[Stored entries]

• • • • •

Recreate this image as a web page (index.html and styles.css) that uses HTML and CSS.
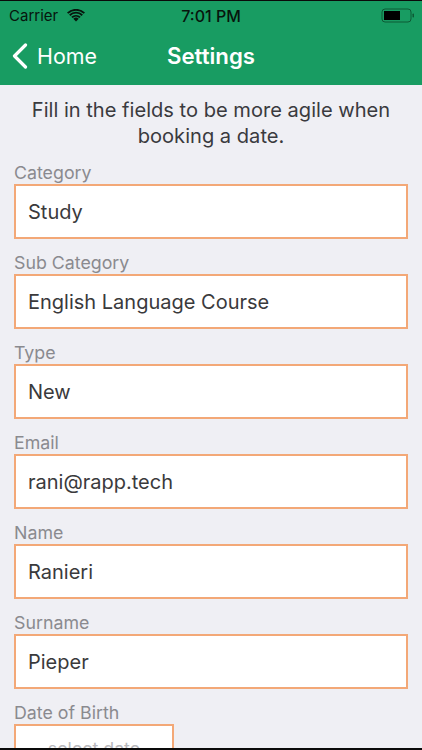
FILE: index.html
```html
<!DOCTYPE html>
<html lang="en">
<head>
<meta charset="utf-8">
<title>Settings</title>
<link rel="stylesheet" href="styles.css">
</head>
<body>
<div class="screen">
  <header class="top">
    <div class="status">
      <div class="status-left">
        <span>Carrier</span>
        <svg class="wifi" viewBox="0 0 18 13" width="18" height="13"><path d="M9 12.6 6.3 9.8a3.9 3.9 0 0 1 5.4 0z" fill="#07150d"/><path d="M4.3 7.8a6.8 6.8 0 0 1 9.4 0l-1.3 1.3a5 5 0 0 0-6.8 0z" fill="#07150d"/><path d="M2.1 5.6a9.9 9.9 0 0 1 13.8 0l-1.3 1.3a8 8 0 0 0-11.2 0z" fill="#07150d"/><path d="M0 3.5a13 13 0 0 1 18 0l-1.3 1.3a11.1 11.1 0 0 0-15.4 0z" fill="#07150d"/></svg>
      </div>
      <span class="clock">7:01 PM</span>
      <svg class="battery" viewBox="0 0 34 15" width="34" height="15"><rect x="1" y="1" width="29" height="13" rx="3" fill="none" stroke="#0d5a35" stroke-width="1"/><rect x="3" y="3" width="16" height="9" fill="#000"/><rect x="31.5" y="5.5" width="1.5" height="4" rx=".7" fill="#0d5a35"/></svg>
    </div>
    <nav class="nav">
      <a class="back">
        <svg viewBox="0 0 16 26" width="16" height="26"><path d="M13.5 2 2.5 13l11 11" fill="none" stroke="#fff" stroke-width="3.2" stroke-linecap="round" stroke-linejoin="round"/></svg>
        <span>Home</span>
      </a>
      <h1 class="title">Settings</h1>
    </nav>
  </header>
  <main class="content">
    <p class="intro">Fill in the fields to be more agile when booking a date.</p>
    <div class="field"><label class="label">Category</label><div class="box">Study</div></div>
    <div class="field"><label class="label">Sub Category</label><div class="box">English Language Course</div></div>
    <div class="field"><label class="label">Type</label><div class="box">New</div></div>
    <div class="field"><label class="label">Email</label><div class="box">rani@rapp.tech</div></div>
    <div class="field"><label class="label">Name</label><div class="box">Ranieri</div></div>
    <div class="field"><label class="label">Surname</label><div class="box">Pieper</div></div>
    <div class="field"><label class="label">Date of Birth</label><div class="box date">select date</div></div>
  </main>
</div>
</body>
</html>
```
FILE: styles.css
```css
* { box-sizing: border-box; }
html, body { margin: 0; padding: 0; height: 100%; overflow: hidden; }
body { font-family: Inter, "Liberation Sans", sans-serif; background: #efeff4; }
.screen { width: 422px; height: 750px; overflow: hidden; border-top: 1px solid #0a0a0a; border-bottom: 2px solid #0a0a0a; }
.top { background: #189c62; height: 84px; }
.status { height: 29px; display: flex; align-items: center; justify-content: space-between; padding: 0 6px 0 9px; position: relative; color: #07150d; font-size: 15px; }
.status-left { display: flex; align-items: center; gap: 9px; }
.wifi { display: block; }
.clock { position: absolute; left: 0; right: 0; text-align: center; font-weight: 500; font-size: 16px; }
.battery { display: block; margin-right: 1px; }
.nav { height: 53px; display: flex; align-items: center; position: relative; padding: 0 0 2px 12px; color: #fff; }
.back { display: flex; align-items: center; gap: 9px; font-size: 21.4px; }
.title { position: absolute; left: 0; right: 0; margin: 0; text-align: center; font-size: 22.2px; font-weight: 600; }
.content { padding: 12px 14px 0; }
.intro { margin: 0 0 13px; font-size: 20.1px; line-height: 26px; text-align: center; color: #3a3a3e; }
.field { height: 90px; }
.label { display: block; height: 22px; font-size: 17.8px; line-height: 22px; color: #8a8a8f; }
.box { height: 55px; border: 2px solid #f3a877; background: #fff; padding-left: 12px; display: flex; align-items: center; font-size: 20px; color: #3a3a3c; }
.date { width: 160px; justify-content: center; padding: 0 0 6px; color: #b9b9bd; font-size: 17.8px; }
```
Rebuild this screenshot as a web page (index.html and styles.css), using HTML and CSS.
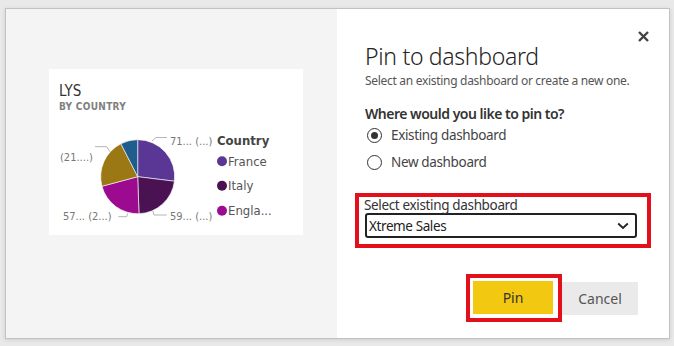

• • • • •

Exercise goal
From start to finish, output the listing exactly, but omit its pictures.

Written answer
Recreate this image as a web page (index.html and styles.css) that uses HTML and CSS.
FILE: index.html
```html
<!DOCTYPE html>
<html lang="en">
<head>
<meta charset="utf-8">
<title>Settings</title>
<link rel="stylesheet" href="styles.css">
</head>
<body>
<div class="screen">
  <header class="top">
    <div class="status">
      <div class="status-left">
        <span>Carrier</span>
        <svg class="wifi" viewBox="0 0 18 13" width="18" height="13"><path d="M9 12.6 6.3 9.8a3.9 3.9 0 0 1 5.4 0z" fill="#07150d"/><path d="M4.3 7.8a6.8 6.8 0 0 1 9.4 0l-1.3 1.3a5 5 0 0 0-6.8 0z" fill="#07150d"/><path d="M2.1 5.6a9.9 9.9 0 0 1 13.8 0l-1.3 1.3a8 8 0 0 0-11.2 0z" fill="#07150d"/><path d="M0 3.5a13 13 0 0 1 18 0l-1.3 1.3a11.1 11.1 0 0 0-15.4 0z" fill="#07150d"/></svg>
      </div>
      <span class="clock">7:01 PM</span>
      <svg class="battery" viewBox="0 0 34 15" width="34" height="15"><rect x="1" y="1" width="29" height="13" rx="3" fill="none" stroke="#0d5a35" stroke-width="1"/><rect x="3" y="3" width="16" height="9" fill="#000"/><rect x="31.5" y="5.5" width="1.5" height="4" rx=".7" fill="#0d5a35"/></svg>
    </div>
    <nav class="nav">
      <a class="back">
        <svg viewBox="0 0 16 26" width="16" height="26"><path d="M13.5 2 2.5 13l11 11" fill="none" stroke="#fff" stroke-width="3.2" stroke-linecap="round" stroke-linejoin="round"/></svg>
        <span>Home</span>
      </a>
      <h1 class="title">Settings</h1>
    </nav>
  </header>
  <main class="content">
    <p class="intro">Fill in the fields to be more agile when booking a date.</p>
    <div class="field"><label class="label">Category</label><div class="box">Study</div></div>
    <div class="field"><label class="label">Sub Category</label><div class="box">English Language Course</div></div>
    <div class="field"><label class="label">Type</label><div class="box">New</div></div>
    <div class="field"><label class="label">Email</label><div class="box">rani@rapp.tech</div></div>
    <div class="field"><label class="label">Name</label><div class="box">Ranieri</div></div>
    <div class="field"><label class="label">Surname</label><div class="box">Pieper</div></div>
    <div class="field"><label class="label">Date of Birth</label><div class="box date">select date</div></div>
  </main>
</div>
</body>
</html>
```
FILE: styles.css
```css
* { box-sizing: border-box; }
html, body { margin: 0; padding: 0; height: 100%; overflow: hidden; }
body { font-family: Inter, "Liberation Sans", sans-serif; background: #efeff4; }
.screen { width: 422px; height: 750px; overflow: hidden; border-top: 1px solid #0a0a0a; border-bottom: 2px solid #0a0a0a; }
.top { background: #189c62; height: 84px; }
.status { height: 29px; display: flex; align-items: center; justify-content: space-between; padding: 0 6px 0 9px; position: relative; color: #07150d; font-size: 15px; }
.status-left { display: flex; align-items: center; gap: 9px; }
.wifi { display: block; }
.clock { position: absolute; left: 0; right: 0; text-align: center; font-weight: 500; font-size: 16px; }
.battery { display: block; margin-right: 1px; }
.nav { height: 53px; display: flex; align-items: center; position: relative; padding: 0 0 2px 12px; color: #fff; }
.back { display: flex; align-items: center; gap: 9px; font-size: 21.4px; }
.title { position: absolute; left: 0; right: 0; margin: 0; text-align: center; font-size: 22.2px; font-weight: 600; }
.content { padding: 12px 14px 0; }
.intro { margin: 0 0 13px; font-size: 20.1px; line-height: 26px; text-align: center; color: #3a3a3e; }
.field { height: 90px; }
.label { display: block; height: 22px; font-size: 17.8px; line-height: 22px; color: #8a8a8f; }
.box { height: 55px; border: 2px solid #f3a877; background: #fff; padding-left: 12px; display: flex; align-items: center; font-size: 20px; color: #3a3a3c; }
.date { width: 160px; justify-content: center; padding: 0 0 6px; color: #b9b9bd; font-size: 17.8px; }
```
Rebuild this screenshot as a web page (index.html and styles.css), using HTML and CSS.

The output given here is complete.